Saí do país onde nasci quando o mundo dizia que o “O Brasil era o país do futuro”. Depois de alguns anos acompanhei o golpe e a barbarie de um governo genocida com a dor de estar longe. Enquanto isso, em Portugal, já vivenciei de tudo um pouco. Embora não seja de família abastada, cheguei em Portugal como uma imigrante privilegiada, pois era uma atriz que queria estudar cinema. Para isso, trabalhava em bares e restaurantes numa Lisboa pré processo de gentrificação. Entre artistas e intelectuais ser estrangeira ou trabalhadora precária quase nunca foi um fator limitante. Na época fui rapidamente acolhida por pessoas que hoje formam a minha família de afetos. Mas Portugal também tem um outro lado, o lado da burocracia kafkiana, das instâncias formais e informais de poder que ainda tratam as pessoas vindas de países explorados no tempo do Império com desprezo, de forma discriminatória e abusiva. Quando insisto em dizer que não sou apenas atriz brasileira, que sou também uma realizadora-atriz luso-brasileira, não é porque queira reconhecimento de pertença (na verdade, gosto de não pertencer ao Brasil, a Portugal ou qualquer outro país, gosto de pensar em pertencer a um mundo sem fronteiras). Mas se insisto nessa ideia é porque me interessa juntar e fazer dialogar mundos, explicitar um pouco a dimensão de multidão que há em mim, que há em todas nós.

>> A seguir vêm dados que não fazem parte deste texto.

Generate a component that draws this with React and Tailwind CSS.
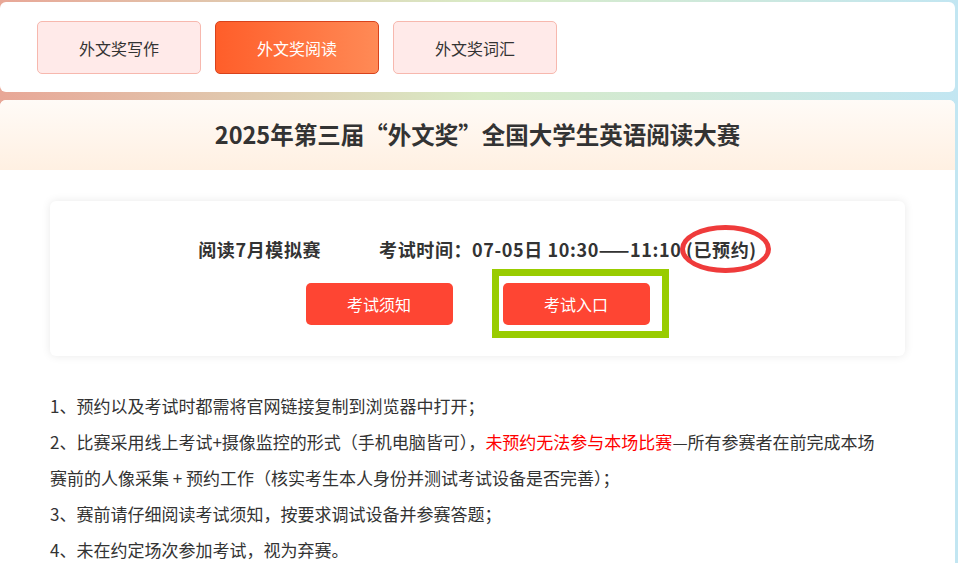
import React from "react";

const font = { fontFamily: '"Noto Sans CJK SC", "Noto Sans", sans-serif' };

function Tab({ children, active }) {
  if (active) {
    return (
      <div className="flex h-[53px] w-[164px] items-center justify-center rounded-[5px] border border-[#d8421c] bg-[linear-gradient(90deg,#ff5e2a_0%,#ff8a56_100%)] text-[16px] text-white">
        {children}
      </div>
    );
  }
  return (
    <div className="flex h-[53px] w-[164px] items-center justify-center rounded-[5px] border border-[#f7b8ae] bg-[#ffeae9] text-[16px] text-[#333]">
      {children}
    </div>
  );
}

export default function App() {
  return (
    <div
      style={font}
      className="min-h-[563px] w-[958px] overflow-hidden bg-[linear-gradient(90deg,#e8a797_0%,#d9ebc6_50%,#c2e6f2_100%)] pt-[2px] pr-[3px]"
    >
      {/* top tabs card */}
      <div className="flex h-[90px] gap-[14px] rounded-[6px] bg-white px-[37px] pt-[19px]">
        <Tab>外文奖写作</Tab>
        <Tab active>外文奖阅读</Tab>
        <Tab>外文奖词汇</Tab>
      </div>

      {/* main card */}
      <div className="mt-[8px] min-h-[463px] rounded-t-[6px] bg-white">
        <div className="flex h-[70px] items-center justify-center rounded-t-[6px] bg-[linear-gradient(180deg,#fffbf7_0%,#fff0e2_100%)]">
          <h1 className="text-[23.5px] font-bold text-[#333]">
            2025年第三届“外文奖”全国大学生英语阅读大赛
          </h1>
        </div>

        <div className="mx-[50px] mt-[31px] h-[155px] rounded-[6px] bg-white pt-[35px] shadow-[0_0_10px_rgba(0,0,0,0.09)]">
          <div className="flex justify-center gap-[58px] text-[18px] leading-[27px] font-bold tracking-[0.6px] text-[#333]">
            <span>阅读7月模拟赛</span>
            <span>
              考试时间：07-05日 10:30——11:10{" "}
              <span className="relative">
                (已预约)
                <span className="absolute -left-[6px] -right-[14px] -top-[11px] -bottom-[11px] rounded-[50%] border-[5px] border-[#ef3b3b]"></span>
              </span>
            </span>
          </div>
          <div className="mt-[20px] flex justify-center gap-[50px]">
            <button className="flex h-[42px] w-[147px] items-center justify-center rounded-[5px] bg-[#fe4533] text-[16px] text-white">
              考试须知
            </button>
            <div className="relative">
              <button className="flex h-[42px] w-[147px] items-center justify-center rounded-[5px] bg-[#fe4533] text-[16px] text-white">
                考试入口
              </button>
              <span className="absolute -left-[11px] -right-[19px] -top-[14px] -bottom-[13px] border-[7px] border-[#99cc00]"></span>
            </div>
          </div>
        </div>

        <div className="mt-[32px] pl-[50px] pr-[64px] text-[17px] leading-[36px] text-[#333]">
          <p>1、预约以及考试时都需将官网链接复制到浏览器中打开；</p>
          <p>
            2、比赛采用线上考试+摄像监控的形式（手机电脑皆可），
            <span className="text-[#ff0000]">未预约无法参与本场比赛</span>
            —所有参赛者在前完成本场赛前的人像采集 + 预约工作（核实考生本人身份并测试考试设备是否完善）；
          </p>
          <p>3、赛前请仔细阅读考试须知，按要求调试设备并参赛答题；</p>
          <p>4、未在约定场次参加考试，视为弃赛。</p>
        </div>
      </div>
    </div>
  );
}
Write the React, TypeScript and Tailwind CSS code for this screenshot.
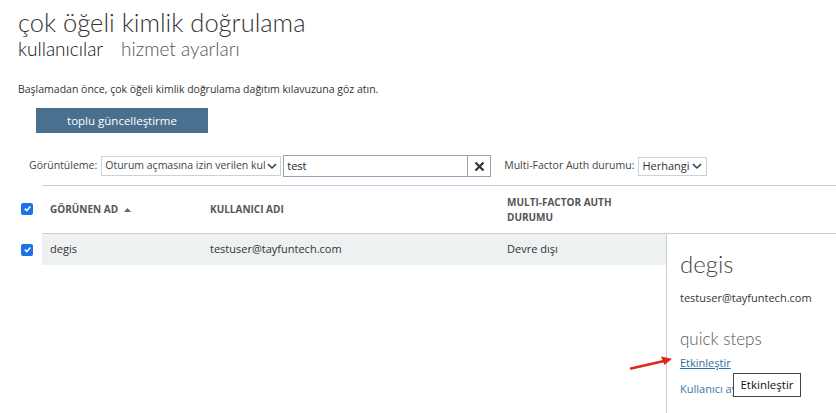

O documentário já ganhou o Eileen Maitland Award, no Ann Arbor Film Festival e será exibido na Cinemateca (Lisboa) dia 22 de novembro às 19h00. Este ano ainda será possível vê-lo no Queer Porto, no Teatro Rivoli, dia 4 de dezembro, às 16h30. No início do próximo ano há planos de passar em Helsínquia (Finlândia) de um regresso a Berlim (Alemanha).